During his stay, McCartney visited the Taj Mahal, which was about a five-hour train ride from Lucknow. A dedicated old iron enthusiast, he also recorded a video on the use of charcoal irons in India as part of his “Kevin Talks Irons” series on YouTube.

 

UMPI Professor Kevin McCartney conducted research on silicoflagellates during his Fulbright Fellowship to Lucknow, India earlier this year. Here he’s pictured with a new species he discovered, Corbisema tajmahalii, named for its general likeness to the Taj Mahal dome. (Courtesy of UMPI)

 

In April, while still in India, McCartney welcomed the publication of a major paper on silicoflagellate evolution during the last 65 million years, known as the Cenozoic Era. This project, which he has referred to as his “grand paper,” was developed over the course of four sabbaticals that took place over the span of five years. This paper includes examination of eight deep sea cores from around the world and the interpreted evolution of 10 genera. The silicoflagellates, a group of algae that have geometric skeletons of remarkable diversity, have not previously seen systematic study of the entire group over such a span of time.

 

While some significant unknowns of the group’s evolutionary history are perhaps solved in this work, new questions have sprung up.

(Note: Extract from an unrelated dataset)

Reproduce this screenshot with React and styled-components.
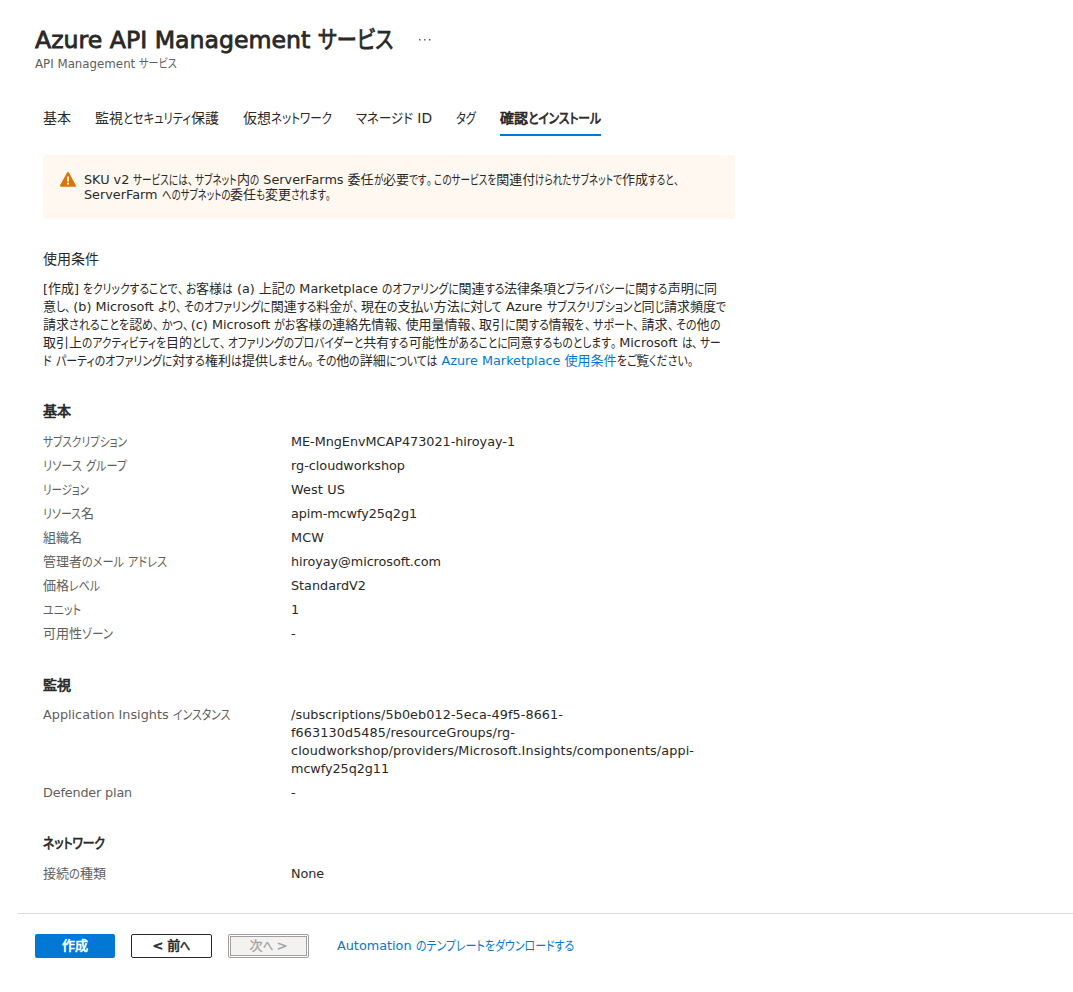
import React, { useLayoutEffect, useRef } from "react";
import styled, { createGlobalStyle } from "styled-components";

const GlobalStyle = createGlobalStyle`
  * { box-sizing: border-box; }
  body {
    margin: 0;
    background: #fff;
    color: #292827;
    font-family: "DejaVu Sans", "Noto Sans CJK JP", sans-serif;
    font-size: 13px;
    line-height: 18px;
  }
`;

/* ---------- text with narrow kana ---------- */

const LineBox = styled.span`
  display: block;
  white-space: pre;
  height: 1lh;
`;

const Latin = styled.span`
  font-size: 0.985em;
`;

const Kanji = styled.span`
  display: inline-block;
  font-family: "Noto Sans CJK JP", sans-serif;
  line-height: 1;
`;

const Kana = styled.span`
  display: inline-block;
  padding-right: ${(p) => (p.$stop ? "0.25em" : "0")};
  font-family: "Noto Sans CJK JP", sans-serif;
  font-feature-settings: "palt";
  line-height: 1;
  transform-origin: 0 50%;
`;

const LinkText = styled.a`
  color: #0078d4;
  text-decoration: none;
`;

const RUNS = /[\u3001\u3002]+|[\u3041-\u30ff]+|[\u3400-\u9fff]+|[^\u3001-\u30ff\u3400-\u9fff]+/g;

function Runs({ text }) {
  return text.match(RUNS).map((run, i) => {
    if (/^[\u3001\u3002]/.test(run)) return <Kana key={i} $stop data-kana="">{run}</Kana>;
    if (/^[\u3041-\u30ff]/.test(run)) return <Kana key={i} data-kana="">{run}</Kana>;
    if (/^[\u3400-\u9fff]/.test(run)) return <Kanji key={i}>{run}</Kanji>;
    return <Latin key={i}>{run}</Latin>;
  });
}

/* Condenses the kana of a line (or the tracking of a Latin line) to a set measure. */
function Line({ width, children }) {
  const ref = useRef(null);
  useLayoutEffect(() => {
    const el = ref.current;
    const kana = [...el.querySelectorAll("[data-kana]")];
    kana.forEach((k) => {
      k.style.transform = "";
      k.style.marginRight = "";
    });
    el.style.letterSpacing = "";
    const range = document.createRange();
    range.selectNodeContents(el);
    const total = range.getBoundingClientRect().width;
    if (kana.length) {
      const widths = kana.map((k) => k.getBoundingClientRect().width);
      const sum = widths.reduce((a, b) => a + b, 0);
      const scale = (width - (total - sum)) / sum;
      kana.forEach((k, i) => {
        k.style.transform = `scaleX(${scale})`;
        k.style.marginRight = `${(scale - 1) * widths[i]}px`;
      });
    } else {
      el.style.letterSpacing = `${(width - total) / el.textContent.length}px`;
    }
  }, [width, children]);
  return (
    <LineBox ref={ref}>
      {typeof children === "string" ? <Runs text={children} /> : children}
    </LineBox>
  );
}

/* ---------- page ---------- */

const Page = styled.main`
  height: 992px;
  overflow: hidden;
  display: flex;
  flex-direction: column;
`;

const Header = styled.header`
  padding: 25px 0 0 35px;
`;

const TitleRow = styled.div`
  display: flex;
  gap: 26px;
  height: 30px;
`;

const Title = styled.h1`
  margin: 0;
  width: 358px;
  font-size: 24px;
  font-weight: 400;
  line-height: 30px;
  -webkit-text-stroke: 0.8px #292827;
`;

const More = styled.svg`
  width: 12px;
  height: 3px;
  margin-top: 13px;
  fill: #605e5c;
`;

const Subtitle = styled.div`
  font-size: 12px;
  line-height: 18px;
  color: #605e5c;
`;

const Tabs = styled.nav`
  display: flex;
  gap: 24px;
  padding: 35px 0 0 43px;
`;

const Tab = styled.div`
  width: ${(p) => p.$width}px;
  height: 28px;
  font-size: 14px;
  line-height: 21px;
  border-bottom: 2px solid ${(p) => (p.$active ? "#0078d4" : "transparent")};
  -webkit-text-stroke: ${(p) => (p.$active ? "0.7px #292827" : "0")};
`;

const Body = styled.div`
  width: 735px;
  padding-left: 43px;
`;

const Banner = styled.div`
  display: flex;
  gap: 8px;
  height: 64px;
  margin-top: 19px;
  padding: 17px 17px 0;
  border-radius: 2px;
  background: #fff8f1;
  line-height: 15px;
`;

const WarningIcon = styled.svg`
  flex: none;
  width: 16px;
  height: 15px;
`;

const Terms = styled.section`
  margin-top: 30px;
`;

const TermsHeading = styled.h2`
  margin: 0 0 10px;
  font-size: 14px;
  font-weight: 400;
  line-height: 21px;
`;

const Section = styled.section`
  margin-top: ${(p) => p.$gap}px;
`;

const SectionHeading = styled.h3`
  margin: 0 0 ${(p) => p.$space}px;
  font-size: 14px;
  font-weight: 400;
  line-height: 21px;
  -webkit-text-stroke: 0.7px #292827;
`;

const Row = styled.div`
  display: grid;
  grid-template-columns: 248px 420px;
  padding: 4px 0 2px;
`;

const Label = styled.div`
  color: #605e5c;
`;

const Value = styled.div``;

const Footer = styled.footer`
  display: flex;
  align-items: center;
  gap: 16px;
  margin: 28px 0 0 18px;
  padding: 20px 0 0 17px;
  border-top: 1px solid #dcdcdc;
`;

const Button = styled.button`
  display: flex;
  align-items: center;
  justify-content: center;
  width: ${(p) => (p.$kind === "primary" ? 80 : 81)}px;
  height: 24px;
  padding: 0;
  font: inherit;
  line-height: 18px;
  border-radius: 2px;
  color: ${(p) => ({ primary: "#fff", normal: "#292827", disabled: "#a19f9d" })[p.$kind]};
  background: ${(p) => ({ primary: "#0078d4", normal: "#fff", disabled: "#f3f2f1" })[p.$kind]};
  border: ${(p) => ({ primary: "0", normal: "1px solid #292827", disabled: "1px solid #a19f9d" })[p.$kind]};
  box-shadow: ${(p) => (p.$kind === "disabled" ? "inset 0 0 0 1px #fff, inset 0 0 0 2px #a19f9d" : "none")};
  -webkit-text-stroke: ${(p) => (p.$kind === "disabled" ? "0.3px" : "0.6px")} currentColor;
`;

const Download = styled(LinkText)`
  margin-left: 12px;
`;

const tabs = [
  ["基本", 28],
  ["監視とセキュリティ保護", 124],
  ["仮想ネットワーク", 89],
  ["マネージド ID", 76],
  ["タグ", 20],
  ["確認とインストール", 101],
];

const sections = [
  {
    title: ["基本", 28],
    gap: 31,
    space: 7,
    rows: [
      [["サブスクリプション", 84], [["ME-MngEnvMCAP473021-hiroyay-1", 224]]],
      [["リソース グループ", 84], [["rg-cloudworkshop", 114]]],
      [["リージョン", 46], [["West US", 54]]],
      [["リソース名", 51], [["apim-mcwfy25q2g1", 126]]],
      [["組織名", 39], [["MCW", 33]]],
      [["管理者のメール アドレス", 124], [["hiroyay@microsoft.com", 150]]],
      [["価格レベル", 57], [["StandardV2", 75]]],
      [["ユニット", 38], [["1", 8]]],
      [["可用性ゾーン", 70], [["-", 5]]],
    ],
  },
  {
    title: ["監視", 28],
    gap: 30,
    space: 6,
    rows: [
      [
        ["Application Insights インスタンス", 187],
        [
          ["/subscriptions/5b0eb012-5eca-49f5-8661-", 272],
          ["f663130d5485/resourceGroups/rg-", 224],
          ["cloudworkshop/providers/Microsoft.Insights/components/appi-", 403],
          ["mcwfy25q2g11", 98],
        ],
      ],
      [["Defender plan", 89], [["-", 5]]],
    ],
  },
  {
    title: ["ネットワーク", 62],
    gap: 29,
    space: 7,
    rows: [[["接続の種類", 63], [["None", 33]]]],
  },
];

export default function App() {
  return (
    <Page>
      <GlobalStyle />
      <Header>
        <TitleRow>
          <Title>
            <Line width={358}>Azure API Management サービス</Line>
          </Title>
          <More viewBox="0 0 12 3">
            <rect x="0" y="1" width="1.5" height="1.5" />
            <rect x="5" y="1" width="1.5" height="1.5" />
            <rect x="10" y="1" width="1.5" height="1.5" />
          </More>
        </TitleRow>
        <Subtitle>
          <Line width={142}>API Management サービス</Line>
        </Subtitle>
      </Header>

      <Tabs>
        {tabs.map(([name, width], i) => (
          <Tab key={name} $width={width} $active={i === 5}>
            <Line width={width}>{name}</Line>
          </Tab>
        ))}
      </Tabs>

      <Body>
        <Banner>
          <WarningIcon viewBox="0 0 16 15">
            <path d="M7.1.6a1 1 0 0 1 1.8 0l6.9 12.6A1 1 0 0 1 15 14.7H1a1 1 0 0 1-.9-1.5z" fill="#db7500" />
            <path d="M7.1 4.5h1.8v5H7.1z" fill="#fff" />
            <circle cx="8" cy="11.7" r="1.1" fill="#fff" />
          </WarningIcon>
          <div>
            <Line width={597}>SKU v2 サービスには、サブネット内の ServerFarms 委任が必要です。このサービスを関連付けられたサブネットで作成すると、</Line>
            <Line width={249}>ServerFarm へのサブネットの委任も変更されます。</Line>
          </div>
        </Banner>

        <Terms>
          <TermsHeading>
            <Line width={56}>使用条件</Line>
          </TermsHeading>
          <Line width={674}>[作成] をクリックすることで、お客様は (a) 上記の Marketplace のオファリングに関連する法律条項とプライバシーに関する声明に同</Line>
          <Line width={683}>意し、(b) Microsoft より、そのオファリングに関連する料金が、現在の支払い方法に対して Azure サブスクリプションと同じ請求頻度で</Line>
          <Line width={677}>請求されることを認め、かつ、(c) Microsoft がお客様の連絡先情報、使用量情報、取引に関する情報を、サポート、請求、その他の</Line>
          <Line width={678}>取引上のアクティビティを目的として、オファリングのプロバイダーと共有する可能性があることに同意するものとします。Microsoft は、サー</Line>
          <Line width={653}>
            <Runs text="ド パーティのオファリングに対する権利は提供しません。その他の詳細については " />
            <LinkText>
              <Runs text="Azure Marketplace 使用条件" />
            </LinkText>
            <Runs text="をご覧ください。" />
          </Line>
        </Terms>

        {sections.map(({ title, gap, space, rows }) => (
          <Section key={title[0]} $gap={gap}>
            <SectionHeading $space={space}>
              <Line width={title[1]}>{title[0]}</Line>
            </SectionHeading>
            {rows.map(([label, lines]) => (
              <Row key={label[0]}>
                <Label>
                  <Line width={label[1]}>{label[0]}</Line>
                </Label>
                <Value>
                  {lines.map(([text, width]) => (
                    <Line key={text} width={width}>{text}</Line>
                  ))}
                </Value>
              </Row>
            ))}
          </Section>
        ))}
      </Body>

      <Footer>
        <Button $kind="primary">
          <Line width={26}>作成</Line>
        </Button>
        <Button $kind="normal">
          <Line width={38}>{"< 前へ"}</Line>
        </Button>
        <Button $kind="disabled" disabled>
          <Line width={38}>{"次へ >"}</Line>
        </Button>
        <Download>
          <Line width={237}>Automation のテンプレートをダウンロードする</Line>
        </Download>
      </Footer>
    </Page>
  );
}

McCartney hopes that this paper provides a foundation that scientific newcomers to the field can build upon. 

 

“As I like to tell my UMPI students, this is how science works: old questions get answers that are further improved by future study, while in the meantime there are many new questions that join the mix,” he said.

 

The “grand paper” was published in Marine Micropaleontology, generally considered the most significant journal in the field, and served as the cover story for the April issue. As occurs for many of his papers, there are many co-authors, including colleagues from three continents. This paper also includes the description of a new species.

 

Now back in Maine, McCartney’s research work continues. He has five papers in progress from his travels to Nebraska and India—some of which involve new species, including one that he reports to be “especially remarkable” – and he expects additional projects to develop with these colleagues over the next few years. He is also anticipating a new project with colleagues in Illinois that develops from recently recovered cores retrieved from the North Atlantic near Greenland. These sediments include excellent silicoflagellate preservation from early in the Cenozoic Era that might offer some resolution to questions presented in the recent paper.